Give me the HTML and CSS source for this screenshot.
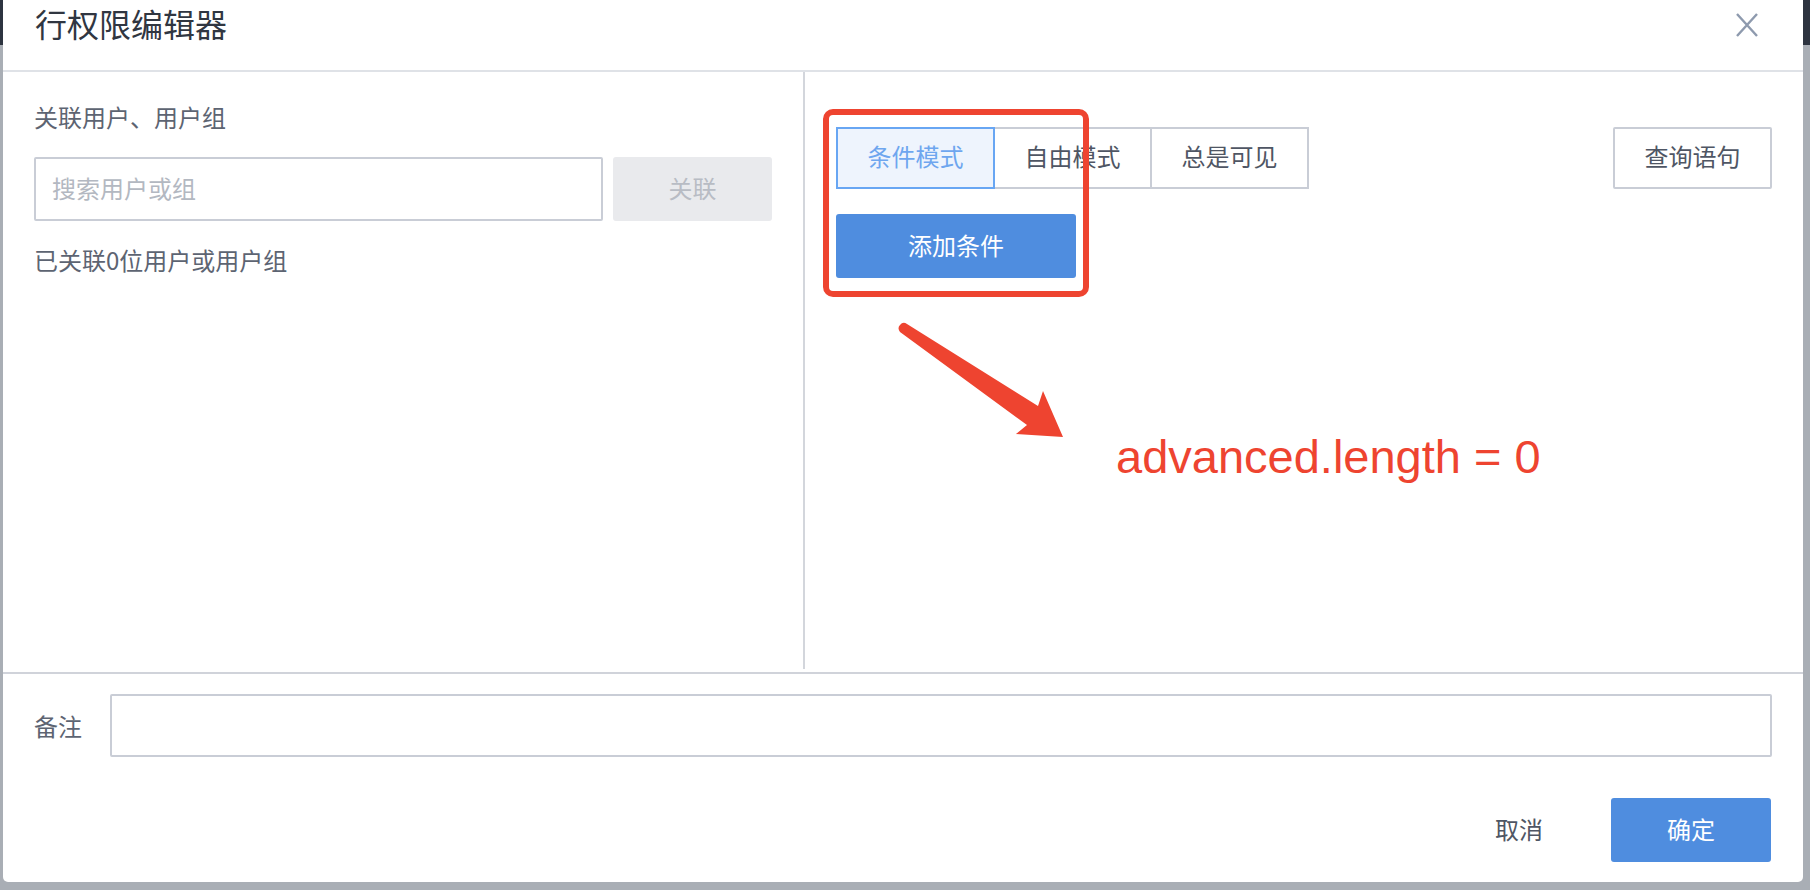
FILE: index.html
```html
<!DOCTYPE html>
<html lang="zh-CN">
<head>
<meta charset="utf-8">
<title>行权限编辑器</title>
<link rel="stylesheet" href="styles.css">
</head>
<body>
<div class="dialog">
  <div class="header">
    <h2 class="title">行权限编辑器</h2>
    <button class="close" aria-label="关闭">
      <svg width="24" height="26" viewBox="0 0 24 26"><path d="M2 2 L22 24 M22 2 L2 24" stroke="#8e9aae" stroke-width="2.4" fill="none"/></svg>
    </button>
  </div>
  <div class="main">
    <div class="left">
      <div class="label">关联用户、用户组</div>
      <div class="search-row">
        <input class="input search" type="text" placeholder="搜索用户或组">
        <button class="btn btn-disabled">关联</button>
      </div>
      <div class="label count">已关联0位用户或用户组</div>
    </div>
    <div class="right">
      <div class="toolbar">
        <div class="tabs">
          <button class="tab active">条件模式</button>
          <button class="tab">自由模式</button>
          <button class="tab">总是可见</button>
        </div>
        <button class="tab query">查询语句</button>
      </div>
      <button class="btn btn-primary add">添加条件</button>
    </div>
  </div>
  <div class="footer">
    <div class="remark-row">
      <span class="remark-label">备注</span>
      <input class="input remark" type="text">
    </div>
    <div class="actions">
      <button class="btn btn-text">取消</button>
      <button class="btn btn-primary ok">确定</button>
    </div>
  </div>

  <div class="mark-box"></div>
  <svg class="mark-arrow" width="1800" height="882" viewBox="0 0 1800 882">
    <path d="M897 325 Q900 321 904 324 L1035 406 L1040 391 L1060 437 L1013 434 L1024 425 L897 332 Q894 328 897 325 Z" fill="#ee4430"/>
  </svg>
  <div class="mark-text">advanced.length = 0</div>
</div>
</body>
</html>
```

FILE: styles.css
```css
* {
  box-sizing: border-box;
}

html, body {
  margin: 0;
  padding: 0;
}

body {
  width: 1810px;
  height: 890px;
  overflow: hidden;
  background: linear-gradient(#2d3440 0, #2d3440 45px, #a9aeb5 45px, #a9aeb5 100%);
  padding-left: 3px;
  font-family: "Noto Sans CJK SC", "Noto Sans", sans-serif;
}

.dialog {
  position: relative;
  width: 1800px;
  height: 882px;
  background: #ffffff;
  border-radius: 0 0 5px 5px;
  display: flex;
  flex-direction: column;
}

.header {
  height: 72px;
  flex: none;
  border-bottom: 2px solid #dfe2e7;
  display: flex;
  justify-content: space-between;
  align-items: flex-start;
  padding: 0 44px 0 32px;
}

.title {
  margin: 0;
  font-size: 32px;
  font-weight: 400;
  line-height: 46px;
  color: #303641;
}

.close {
  margin-top: 12px;
  padding: 0;
  border: 0;
  background: none;
  width: 24px;
  height: 26px;
  display: block;
}

.close svg {
  display: block;
}

.main {
  height: 600px;
  flex: none;
  display: flex;
  align-items: flex-start;
}

.left {
  width: 802px;
  height: 597px;
  border-right: 2px solid #d3d6dc;
  padding: 28px 31px 0 31px;
}

.label {
  font-size: 24px;
  line-height: 34px;
  color: #5d6472;
}

.search-row {
  margin-top: 23px;
  display: flex;
  gap: 10px;
}

.input {
  display: block;
  height: 64px;
  border: 2px solid #c9cdd6;
  border-radius: 2px;
  background: #fff;
  font-family: "Noto Sans CJK SC", "Noto Sans", sans-serif;
  font-size: 24px;
  color: #5d6472;
  padding: 0 16px 4px 16px;
  outline: none;
}

.input::placeholder {
  color: #b3b8c1;
}

.search {
  width: 569px;
}

.btn {
  font-family: "Noto Sans CJK SC", "Noto Sans", sans-serif;
  font-size: 24px;
  border: 0;
  border-radius: 3px;
  padding: 0 0 4px 0;
  height: 64px;
}

.btn-disabled {
  width: 159px;
  background: #e9eaed;
  color: #b8bcc4;
}

.count {
  margin-top: 22px;
}

.right {
  flex: 1;
  padding: 55px 31px 0 31px;
}

.toolbar {
  display: flex;
  justify-content: space-between;
}

.tabs {
  display: flex;
}

.tab {
  position: relative;
  width: 159px;
  height: 62px;
  border: 2px solid #c9cdd6;
  background: #fff;
  font-family: "Noto Sans CJK SC", "Noto Sans", sans-serif;
  font-size: 24px;
  color: #4f5664;
  padding: 0 0 5px 0;
}

.tab + .tab {
  margin-left: -2px;
}

.tab.active {
  z-index: 1;
  border-color: #68a6f3;
  background: #eef4fd;
  color: #6ea6ef;
}

.query {
  border-radius: 2px;
}

.btn-primary {
  background: #4f8ddf;
  color: #ffffff;
}

.add {
  display: block;
  margin-top: 25px;
  width: 240px;
}

.footer {
  flex: 1;
  border-top: 2px solid #d0d3da;
  padding: 20px 31px 20px 31px;
  display: flex;
  flex-direction: column;
}

.remark-row {
  display: flex;
  align-items: center;
}

.remark-label {
  width: 76px;
  flex: none;
  font-size: 24px;
  line-height: 34px;
  color: #5d6472;
}

.remark {
  flex: 1;
  height: 63px;
}

.actions {
  margin-top: 41px;
  display: flex;
  justify-content: flex-end;
  gap: 12px;
  padding-right: 1px;
}

.btn-text {
  width: 160px;
  background: none;
  color: #4f5664;
}

.ok {
  width: 160px;
}

/* annotation overlay */
.mark-box {
  position: absolute;
  left: 820px;
  top: 109px;
  width: 266px;
  height: 188px;
  border: 6px solid #ee4430;
  border-radius: 10px;
  pointer-events: none;
}

.mark-arrow {
  position: absolute;
  left: 0;
  top: 0;
  pointer-events: none;
}

.mark-text {
  position: absolute;
  left: 1113px;
  top: 433px;
  font-family: "Liberation Sans", Arial, sans-serif;
  font-size: 47px;
  line-height: 47px;
  color: #ee4430;
  white-space: nowrap;
}
```
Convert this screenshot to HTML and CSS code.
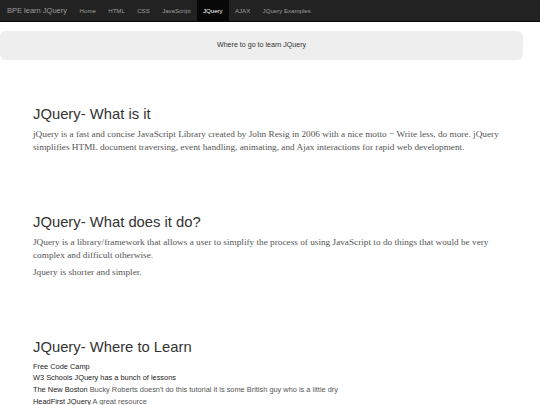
FILE: index.html
```html
<!DOCTYPE html>
<html>
<head>
<meta charset="utf-8">
<link rel="stylesheet" href="styles.css">
</head>
<body>
<nav class="navbar">
  <a class="brand" href="#">BPE learn JQuery</a>
  <ul class="nav">
    <li><a href="#">Home</a></li>
    <li><a href="#">HTML</a></li>
    <li><a href="#">CSS</a></li>
    <li><a href="#">JavaScript</a></li>
    <li class="active"><a href="#">JQuery</a></li>
    <li><a href="#">AJAX</a></li>
    <li><a href="#">JQuery Examples</a></li>
  </ul>
</nav>
<div class="jumbotron">Where to go to learn JQuery</div>
<main class="container">
  <section class="section">
    <h1 class="title">JQuery- What is it</h1>
    <p class="text">jQuery is a fast and concise JavaScript Library created by John Resig in 2006 with a nice motto &minus; Write less, do more. jQuery simplifies HTML document traversing, event handling, animating, and Ajax interactions for rapid web development.</p>
  </section>
  <section class="section">
    <h1 class="title">JQuery- What does it do?</h1>
    <p class="text">JQuery is a library/framework that allows a user to simplify the process of using JavaScript to do things that would be very complex and difficult otherwise.</p>
    <p class="text">Jquery is shorter and simpler.</p>
  </section>
  <section class="section">
    <h1 class="title">JQuery- Where to Learn</h1>
    <ul class="links">
      <li><a href="#">Free Code Camp</a></li>
      <li><a href="#">W3 Schools JQuery has a bunch of lessons</a></li>
      <li><a href="#">The New Boston</a> Bucky Roberts doesn't do this tutorial it is some British guy who is a little dry</li>
      <li><a href="#">HeadFirst JQuery</a> A great resource</li>
      <li><a href="#">Code Academy</a> Code school has a good JQuery tutorial for JS</li>
    </ul>
  </section>
</main>
</body>
</html>
```
FILE: styles.css
```css
html, body {
  margin: 0;
  padding: 0;
  background: #fff;
}
body {
  font-family: "Liberation Sans", Arial, sans-serif;
  color: #333;
}
a {
  text-decoration: none;
}
.navbar {
  display: flex;
  align-items: stretch;
  height: 20.5px;
  background: #222;
  border-bottom: 1px solid #080808;
}
.brand {
  display: flex;
  align-items: center;
  padding: 0 6.4px 0 7px;
  font-size: 7.5px;
  color: #9d9d9d;
}
.nav {
  display: flex;
  margin: 0;
  padding: 0;
  list-style: none;
}
.nav li {
  display: flex;
}
.nav a {
  display: flex;
  align-items: center;
  padding: 0 6.2px;
  font-size: 6.1px;
  color: #9d9d9d;
}
.nav .active a {
  background: #080808;
  color: #fff;
}
.jumbotron {
  width: 523px;
  height: 29px;
  margin-top: 9px;
  background: #eee;
  border-radius: 6px;
  display: flex;
  align-items: center;
  justify-content: center;
  font-size: 7.1px;
  color: #333;
}
.container {
  padding: 46px 33px 0 33px;
}
.section {
  margin-bottom: 60px;
}
.title {
  margin: 0 0 5.5px 0;
  font-size: 14.8px;
  line-height: 16.5px;
  font-weight: normal;
  color: #333;
}
.text {
  margin: 0 0 4px 0;
  font-family: "Liberation Serif", "Times New Roman", serif;
  font-size: 9.25px;
  line-height: 13px;
  color: #555;
}
.links {
  list-style: none;
  margin: 0;
  padding: 0;
  font-size: 7.4px;
  line-height: 11.75px;
  color: #555;
}
.links a {
  color: #222;
}
```
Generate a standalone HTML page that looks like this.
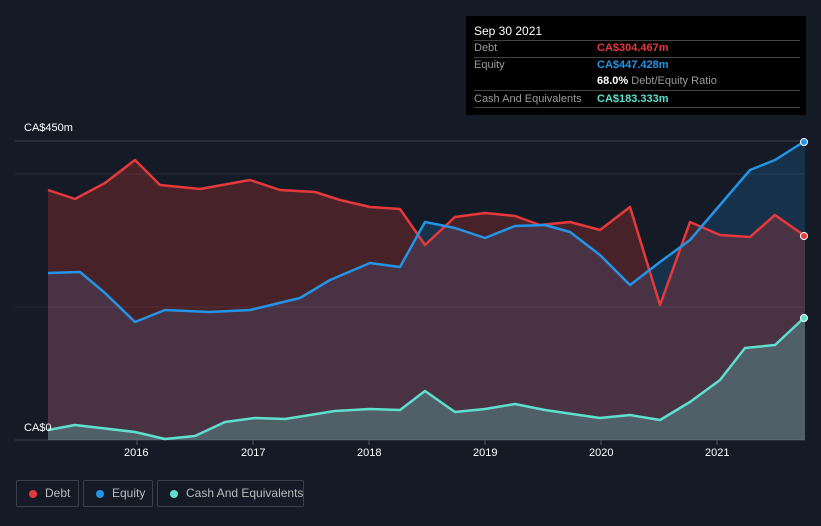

**WHAT THE TASK ASKS:** Gather all lines from the listing above in which "that" occurs.

**FINAL RESULT:**
    <p class="text">JQuery is a library/framework that allows a user to simplify the process of using JavaScript to do things that would be very complex and difficult otherwise.</p>
Generate a standalone HTML page that looks like this.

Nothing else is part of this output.